The deputy chief of the general staff, General Yury Baluyevsky, said Russian representatives had been dispatched to the United Nations Security Council in New York to discuss a role for the Russian military in the UN inspections.
 
"A team of experts from the foreign and defence ministries flew to New York yesterday to hold consultations on the practical involvement of Russian military in international inspectors' continued monitoring in Iraq," the top Russian defence official told news agencies.
 
The Russian announcement came after Chinese state media said on Monday that Beijing was willing to offer personnel and technical support to the UN inspectors searching for weapons of mass destruction in Iraq.
 
China and Russia, both permanent veto-wielding members of the UN Security Council, are seeking to avert a looming US invasion of Iraq and extend the work of UN weapons inspectors in Iraq.
 
Baluyevsky said Russian servicemen would not take part in any hostilities in Iraq.
 
"If Russian armed forces have a role, it will be as monitors assisting the international inspectors who are working in Iraq," said Baluyevsky, without giving any further details.
 
There are already Russian experts among the UN inspectors in Iraq but these are employed in a private capacity by the United Nations.
 
Baluyevsky recalled that Russia had prepared an Antonov-30B spy plane "to carry out aerial reconnaissance in Iraq and to pass on information to international inspectors".
 
Last month Moscow announced it had reached a preliminary agreement with the United Nations on the deployment of a Russian spy plane over Iraq but further talks were due to be held in New York on the issue.
 
Russian defence ministry spokesman Vyacheslav Sedov told AFP the delegation's discussions would focus on the deployment of the Antonov-30B plane.
 
If approved by the United Nations, this would require the presence in Iraq of technical support staff and a replacement crew, he said.
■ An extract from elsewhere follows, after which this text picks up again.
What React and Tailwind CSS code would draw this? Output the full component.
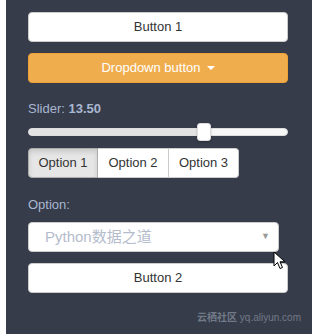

Russia is one of several nations volunteering to offer its planes.
 
Sedov added that Moscow had other suggestions for involving Russian military in the inspection process but these were at a preliminary stage.
 
"In our consultations we may discuss some other possibilities (for Russian assistance in UN inspections) but this is the only concrete proposal so far," he said.
 
The chief UN weapons inspectors, Hans Blix and Mohamed ElBaradei, are due to give their latest update to the Security Council on Friday.
 
Washington and its allies have submitted a draft UN Security Council resolution which would, if passed, effectively pave the way for war on Iraq.
 
They hope for a vote on the resolution in the first half of March.